Perched amidst picturesque fields and hillocks, at a distance of 14 km from the famous temple town of Tirupati, stands a stronghold of the medeival times, Chandragiri.
The Chandragiri fort was built in 1000 CE in the form of fortifications with bastions and a steep moat. It was under the rule of Yadavarayas for about three centuries before coming under the control of the rulers of the Vijayanagara empire in 1367. It is said that the great Vijayanagara emperor Sri Krishnadeva Raya spent his childhood in this Fort. Some of the great Kavyas such as Manucharitra, Amuktamalyada were believed to have been composed here. The great poet in Sri Krishnadevaraya’s court, ‘Tenali Rama Krishna’ was claimed to be a native of this place. His descendents are said to live in Chandragiri.
In 1568 AD, the Chandragiri Fort rose to prominence as it became the seat of power for the later Vijayanagara kings who extended the fortified area further and built some magnificent buildings and temples. In 1646 the fort was annexed into the Golkonda territory, subsequently came under Mysore rule till 1792 before it faded into oblivion. Within the fortification, one can see the Raja Mahal, Rani Mahal, eight ruined temples of Saivite and Vaishnavite deities, among other ruined structures.
Raja Mahal : A fine example of Indo-Saracenic architecture of the Vijayanagara period, this three storeyed palace is adorned with crowning towers that represent Hindu architectural elements. It was constructed with stone, brick, lime mortar and is devoid of timber. The central tower over the durbar hall rises through two storeys. In 1640, at this venue, the later Vijayanagara ruler Sri Rangaraya granted land to the East India Company for the construction of Fort St. George. The floors are supported by massive pillars and the walls bear fine plaster and stucco decorations.

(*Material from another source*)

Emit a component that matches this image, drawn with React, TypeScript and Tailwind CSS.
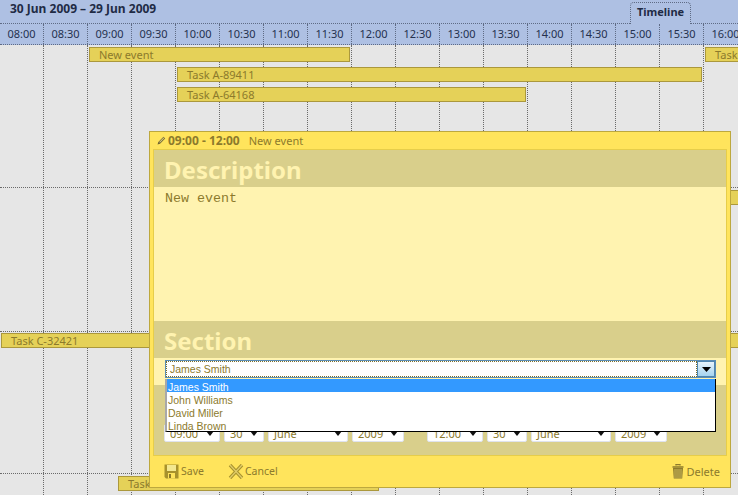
const times = ["08:00","08:30","09:00","09:30","10:00","10:30","11:00","11:30","12:00","12:30","13:00","13:30","14:00","14:30","15:00","15:30","16:00"];

const bars = [
  { label: "New event", left: 89, top: 2, width: 261 },
  { label: "Task A-89411", left: 177, top: 22, width: 525 },
  { label: "Task A-64168", left: 177, top: 42, width: 349 },
  { label: "Task", left: 705, top: 2, width: 80 },
  { label: "Task B-50213", left: 400, top: 145, width: 400 },
  { label: "Task C-32421", left: 1, top: 288, width: 800 },
  { label: "Task D-71820", left: 118, top: 431, width: 261 },
];

const people = ["James Smith", "John Williams", "David Miller", "Linda Brown"];

function TimeSelect({ value, width }: { value: string; width: string }) {
  return (
    <div className={`${width} h-[18px] bg-white border border-[#dfe3ee] rounded-[2px] flex items-center justify-between pl-[5px] pr-[5px]`}>
      <span>{value}</span>
      <svg width="8" height="5" viewBox="0 0 8 5"><path d="M0 0h8L4 5z" fill="#111" /></svg>
    </div>
  );
}

export default function App() {
  return (
    <div className="relative w-[738px] h-[495px] overflow-hidden bg-[#e6e6e6] text-[11px] leading-[13px] font-['Noto_Sans',sans-serif]">
      {/* header */}
      <div className="relative bg-[#aec0e3] text-[#25324f] h-[45px]">
        <div className="h-6 border-b border-dotted border-[#5f6b85] pl-[10px] pt-[2px] text-[12px] font-bold text-[#1f2b45]">30 Jun 2009 – 29 Jun 2009</div>
        <div className="flex h-[21px] border-b border-dotted border-[#5f6b85]">
          {times.map((t) => (
            <div key={t} className="w-11 shrink-0 border-r border-dotted border-[#5f6b85] text-center pt-[3px]">{t}</div>
          ))}
        </div>
        <div className="absolute left-[630px] top-[2px] w-[61px] h-[22px] bg-[#aec0e3] border border-b-0 border-dotted border-[#5f6b85] rounded-t-[4px] text-center pt-[2px] font-bold text-[#1f2b45]">Timeline</div>
      </div>

      {/* timeline body */}
      <div className="relative h-[450px]">
        <div className="absolute inset-0 flex">
          {times.map((t) => (
            <div key={t} className="w-11 shrink-0 border-r border-dotted border-[#6a6a6a]" />
          ))}
        </div>
        <div className="absolute inset-0 flex flex-col">
          <div className="h-[143px] shrink-0 border-b border-dotted border-[#6a6a6a]" />
          <div className="h-[144px] shrink-0 border-b border-dotted border-[#6a6a6a]" />
          <div className="h-[142px] shrink-0 border-b border-dotted border-[#6a6a6a]" />
        </div>
        {bars.map((b) => (
          <div
            key={b.label}
            className="absolute h-[15px] bg-[#e5d158] border border-[#ab983c] pl-[9px] text-[#8c7a2c] whitespace-nowrap overflow-hidden"
            style={{ left: b.left, top: b.top, width: b.width }}
          >
            {b.label}
          </div>
        ))}
      </div>

      {/* lightbox */}
      <div className="absolute left-[149px] top-[131px] w-[582px] h-[357px] bg-[#ffe45c] border border-[#bda83e] text-[#8c7a2c] flex flex-col">
        <div className="h-[17px] flex items-center pl-[7px] shrink-0">
          <svg width="9" height="9" viewBox="0 0 9 9" className="mr-[2px]">
            <path d="M0.5 8.5 L1.3 6 L6.5 0.8 L8.2 2.5 L3 7.7 Z" fill="#6e6330" />
            <path d="M2.2 6 L6.6 1.6 L7.3 2.3 L2.9 6.7 Z" fill="#d8c97a" />
          </svg>
          <span className="font-bold text-[12px]">09:00 - 12:00</span>
          <span className="ml-[9px]">New event</span>
        </div>

        <div className="mx-[3px] h-[307px] shrink-0 border border-[#e6cd4a] bg-[#d9cf8b] flex flex-col">
          <div className="h-[37px] shrink-0 pl-[10px] pt-[4px] text-[24px] leading-[31px] font-bold text-[#fff3b0]">Description</div>
          <div className="h-[134px] shrink-0 bg-[#fff3b0] pl-[11px] pt-[4px] font-['Liberation_Mono',monospace] text-[13.33px] leading-[15px]">New event</div>
          <div className="h-[37px] shrink-0 pl-[10px] pt-[4px] text-[24px] leading-[31px] font-bold text-[#fff3b0]">Section</div>

          <div className="relative h-[27px] shrink-0 bg-[#fff3b0] pl-[11px] pr-[10px] pt-[2px]">
            <div className="h-[18px] bg-white border border-[#5b8db5] flex font-['Liberation_Sans',sans-serif] text-[10.5px]">
              <div className="flex-1 border border-dotted border-[#7d6f2a] pl-[3px] pt-[1px] flex items-center">James Smith</div>
              <div className="w-[18px] shrink-0 border border-[#4f86b0] bg-gradient-to-b from-[#e6f3fb] to-[#a5d4f0] flex items-center justify-center">
                <svg width="9" height="5" viewBox="0 0 9 5"><path d="M0 0h9L4.5 5z" fill="#000" /></svg>
              </div>
            </div>
            {/* open list */}
            <div className="absolute z-10 left-[11px] top-[21px] w-[551px] h-[53px] bg-white border-l-2 border-l-[#a8a8a8] border-r border-r-black border-b border-b-black font-['Liberation_Sans',sans-serif] text-[10.5px]">
              {people.map((p, i) => (
                <div key={p} className={`h-[13px] pl-[1px] pt-[2px] ${i === 0 ? "bg-[#3399ff] text-white" : ""}`}>{p}</div>
              ))}
            </div>
          </div>

          <div className="flex-1 flex pl-[10px] pt-[39px]">
            <div className="flex gap-[4px]">
              <TimeSelect value="09:00" width="w-[56px]" />
              <TimeSelect value="30" width="w-[40px]" />
              <TimeSelect value="June" width="w-[80px]" />
              <TimeSelect value="2009" width="w-[52px]" />
            </div>
            <div className="flex gap-[4px] ml-[23px]">
              <TimeSelect value="12:00" width="w-[56px]" />
              <TimeSelect value="30" width="w-[40px]" />
              <TimeSelect value="June" width="w-[80px]" />
              <TimeSelect value="2009" width="w-[52px]" />
            </div>
          </div>
        </div>

        {/* buttons */}
        <div className="flex-1 flex items-center pl-[14px] pr-[10px] pb-[1px]">
          <svg width="15" height="15" viewBox="0 0 15 15" className="mr-[2px]">
            <path d="M0.5 0.5H14.5V14.5H2L0.5 13Z" fill="#a8922c" />
            <rect x="3" y="1" width="9" height="6" fill="#f3e88f" />
            <rect x="4" y="9" width="7" height="5.5" fill="#ffe45c" />
            <rect x="5" y="10" width="2" height="4" fill="#8c7a2c" />
          </svg>
          <span className="text-[10.5px]">Save</span>
          <svg width="16" height="15" viewBox="0 0 16 15" className="ml-[24px] mr-[1px]">
            <path d="M2 1 L14 14 M14 1 L2 14" stroke="#a8922c" strokeWidth="3.4" />
            <path d="M2 1 L14 14 M14 1 L2 14" stroke="#e0cd6a" strokeWidth="1.2" />
          </svg>
          <span className="text-[10.5px]">Cancel</span>
          <svg width="14" height="15" viewBox="0 0 14 15" className="ml-auto mr-[2px]">
            <path d="M5 1.5V0.5H9V1.5M1.5 3H12.5" stroke="#8c7a2c" strokeWidth="1.4" fill="none" />
            <path d="M2 4H12L11.2 14.5H2.8Z" fill="#8c7a2c" />
            <path d="M4 5V14M6 5V14M8 5V14M10 5V14" stroke="#e0cd6a" strokeWidth="0.8" />
          </svg>
          <span>Delete</span>
        </div>
      </div>
    </div>
  );
}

This palace is now home to an archaeological museum which was established in 1988-89 and is maintained by ASI.
Rani Mahal : The Rani Mahal or Queen’s palace may be misleading as an epigraphical record suggests this structure was a commander’s quarters. Very similar to the Raja Mahal in its style, the ground floor has a semblance of a stable while the first floor contains quarters that more decorative stucco work especially around its arched windows.
The museum within the Raja Mahal is spread across the three storeys and has an extensive collection of stone and metal sculptures and other antiquities retrieved from other historical places like Gudimallam (Chittoor district), Gandikota (Cuddapah district) and Yaganti (Kurnool district).
There are a number of stone and metal sculptures of Saiva, Vaishnava and Jaina interest. Many bronzes from the late Chola, Vijayanagara and post Vijayanagara era underscore the high aesthetics and workmanship of their respective times. Many weapons from medieval times like swords and daggers, coins, paper documents and other objects of historic interest are on display in some of the galleries.
The most striking exhibits in the museum are the life size replicas in metal and stone of Vijayanagara rulers. In the Durbar Hall gallery, three prominent glass enclosures house these statues – Krishnadevaraya and his consorts-Chinnadevi and Tirumaladevi in the centre while Achyutaraya with his consort Varadarajamma and Venkatapati Maha Raya stand on either side. A fitting tribute indeed to the mighty emperors who once ruled this region.